ROANOKE TIMES

                         Roanoke Times
                 Copyright (c) 1995, Landmark Communications, Inc.

DATE: THURSDAY, March 17, 1994                   TAG: 9403170164
SECTION: BUSINESS                    PAGE: B-7   EDITION: METRO 
SOURCE: By JOHN D. McCLAIN Associated Press
DATELINE: WASHINGTON                                LENGTH: Medium


HOUSING STARTS RISE SHARP 4.1%

Builders were able to lay more foundations in February than a month earlier, but winter storms and freezing temperatures continued to hamper construction in many areas.

Housing starts rose 4.1 percent, to a seasonally adjusted annual rate of 1.31 million units in February, but failed to recoup the 22 percent loss in January, when the annual rate was 1.26 million, the Commerce Department reported Wednesday.

The January loss was the biggest in 10 years.

Despite the pickup in February, the weather had a negative impact on housing activity, said economist Bruce Steinberg of Merrill Lynch & Co. in New York. ``We expect a further rebound in housing activity in March.''

``We lost a lot of activity in January and February,'' concurred David Seiders, an economist with the National Association of Home Builders. But he added, ``We should get that back within a couple of months.''

Builders did boost construction in the Northeast and South, but lost further ground in the Midwest and West, which continued to suffer from the effects of the Los Angeles earthquake.

Despite the slow beginning, housing starts in the first two months of 1994 still were 9.5 percent above those of the same period a year earlier.

Seiders maintained that housing starts reached their cyclical high in December, when the rate was 1.61 million, although he predicted they would remain at a ``healthy level'' of about 1.41 million this year, up from 1.29 million in 1993.

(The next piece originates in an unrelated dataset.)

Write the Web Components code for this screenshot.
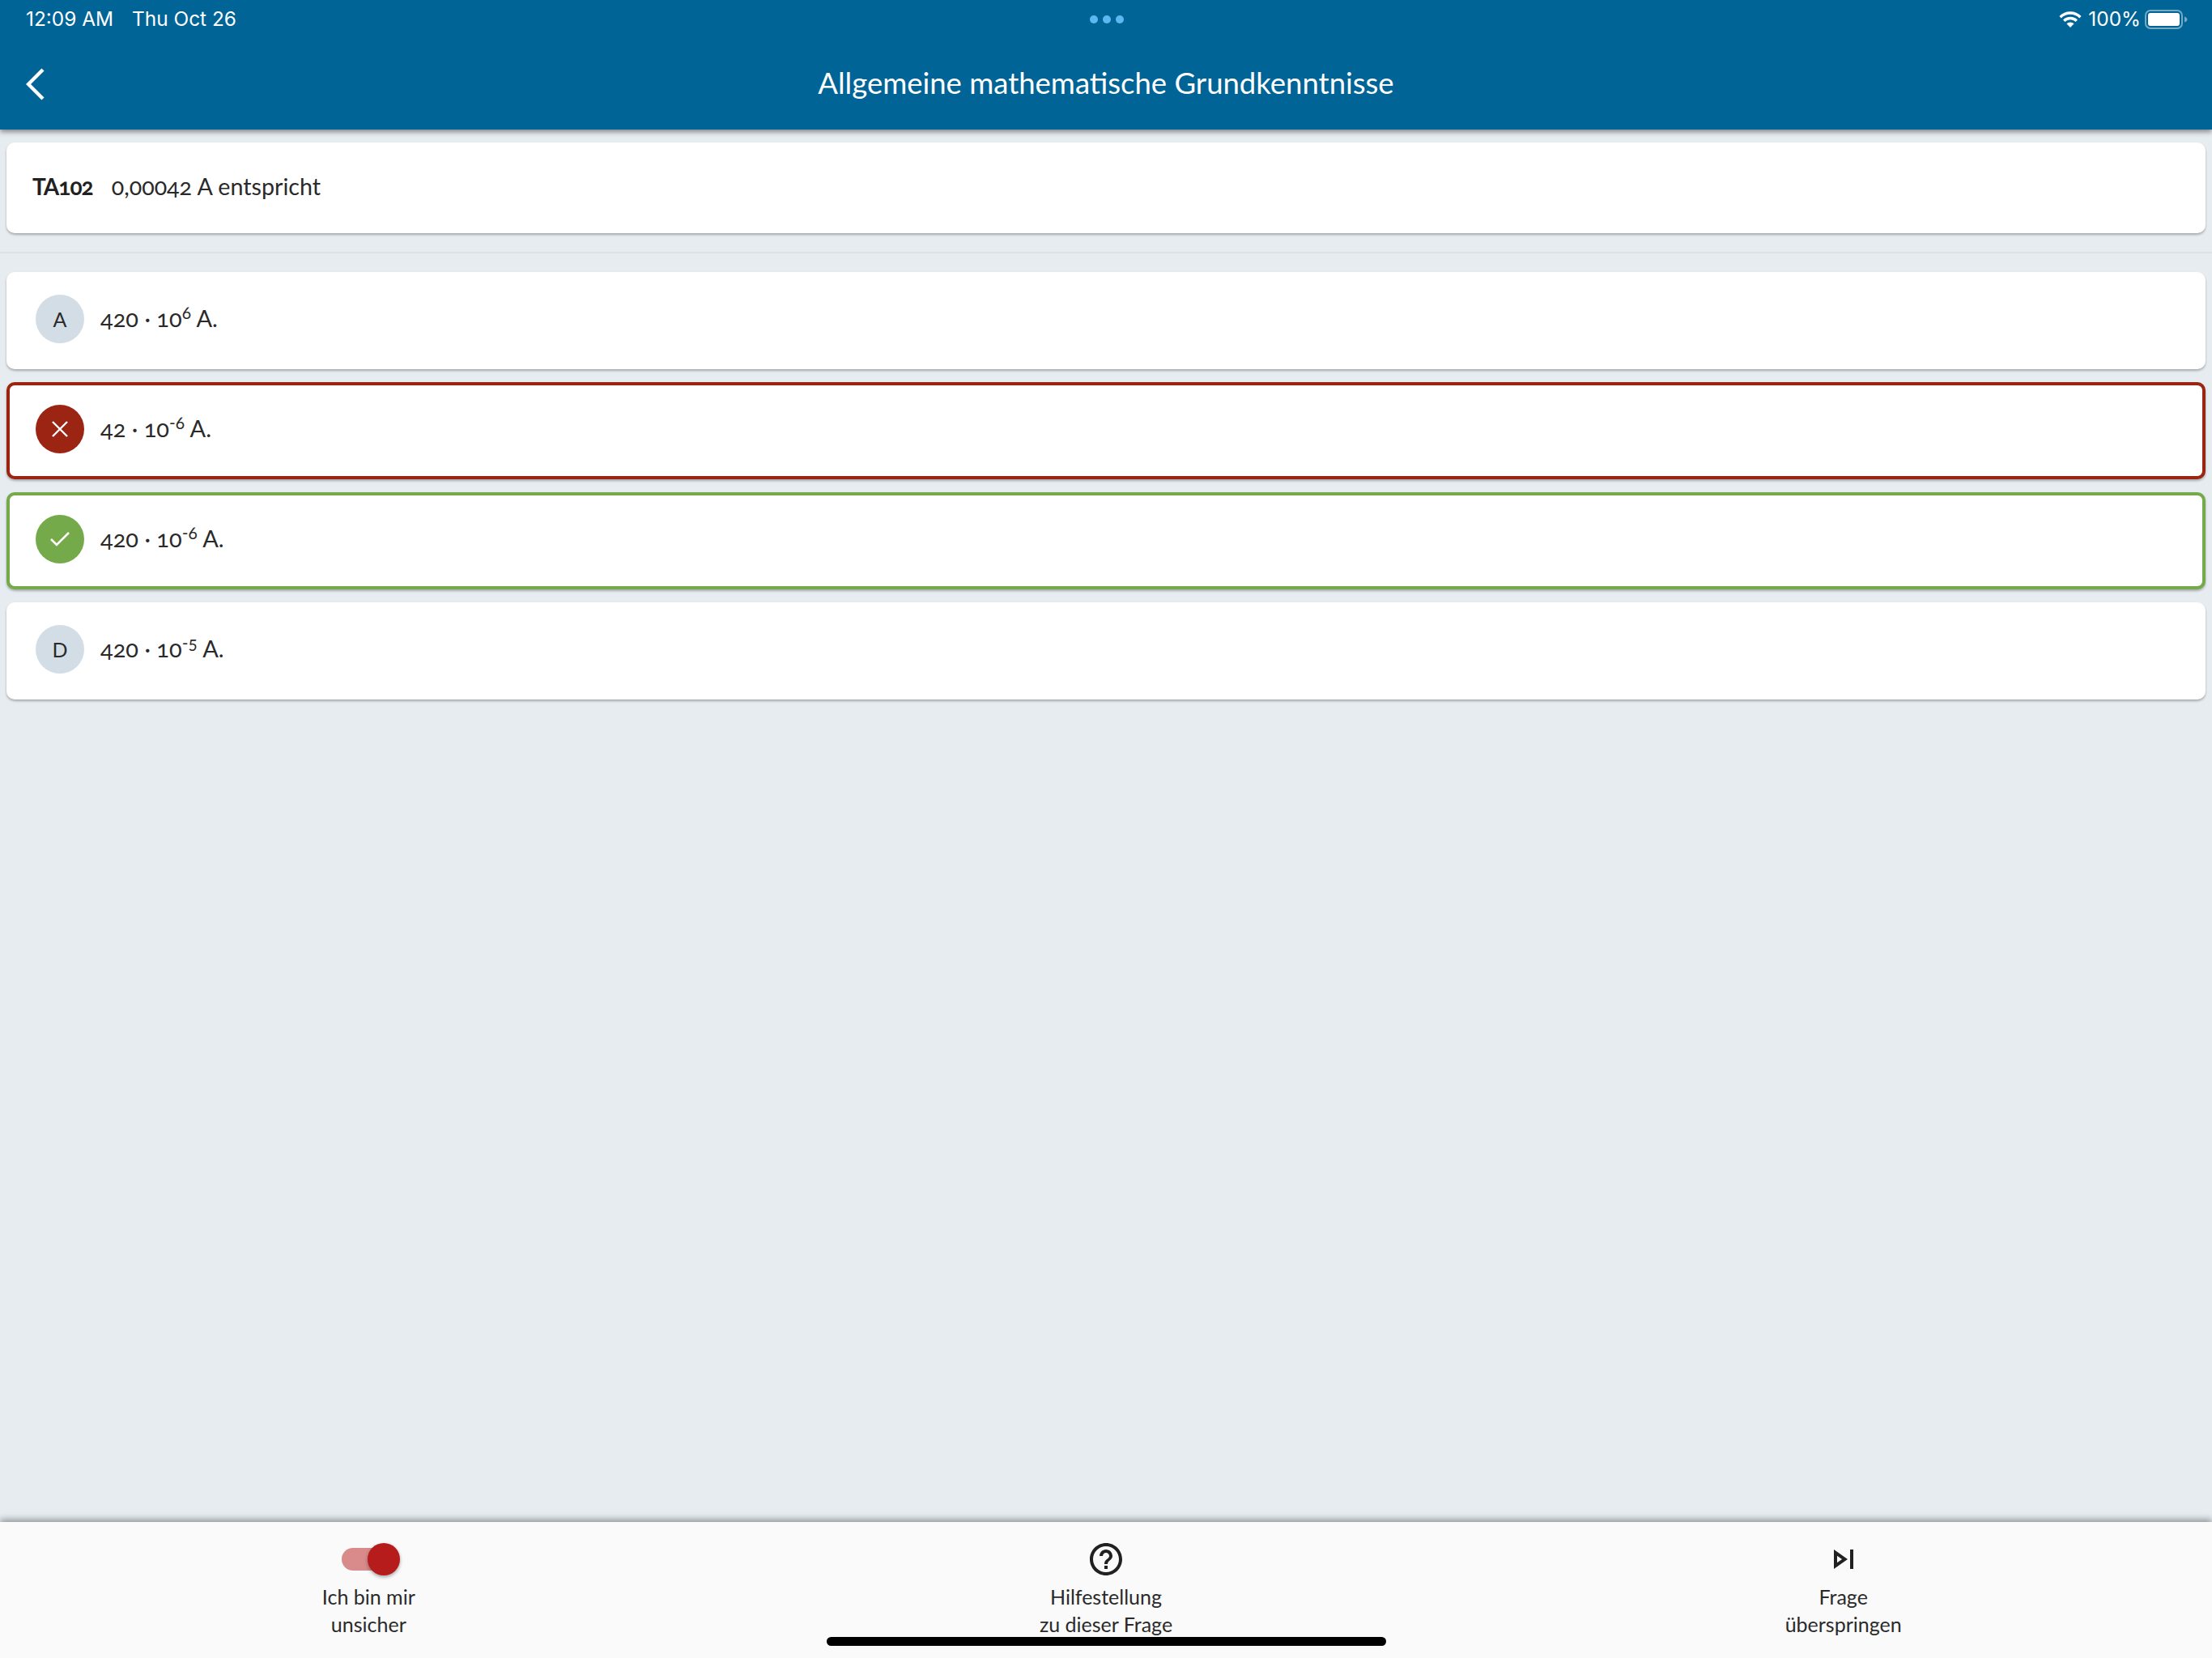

Single-family starts were up 2.1 percent in February, to a 1.13 million rate, after plunging 19.7 percent in January. Still, the home builders association is predicting single-family starts will total 1.29 million in 1994, which would be the best since the 1.43 million total in 1978.

Multi-family starts also rose, up 18.9 percent after plunging 35.4 percent in January.

Although Seiders said builder surveys show continuing optimism about consumer demand, the Commerce Department said applications for building permits were down 7.9 percent, to a 1.25 million rate, on top of an 8 percent loss a month earlier. Permits often are a barometer of future activity.

Regionally, starts shot up 51.2 percent in the Northeast, to a 130,000 rate, and 8.5 percent in the South, to 590,000. But they fell 9.1 percent in the West, to a 339,000 rate, and 2 percent in the Midwest, to 250,000.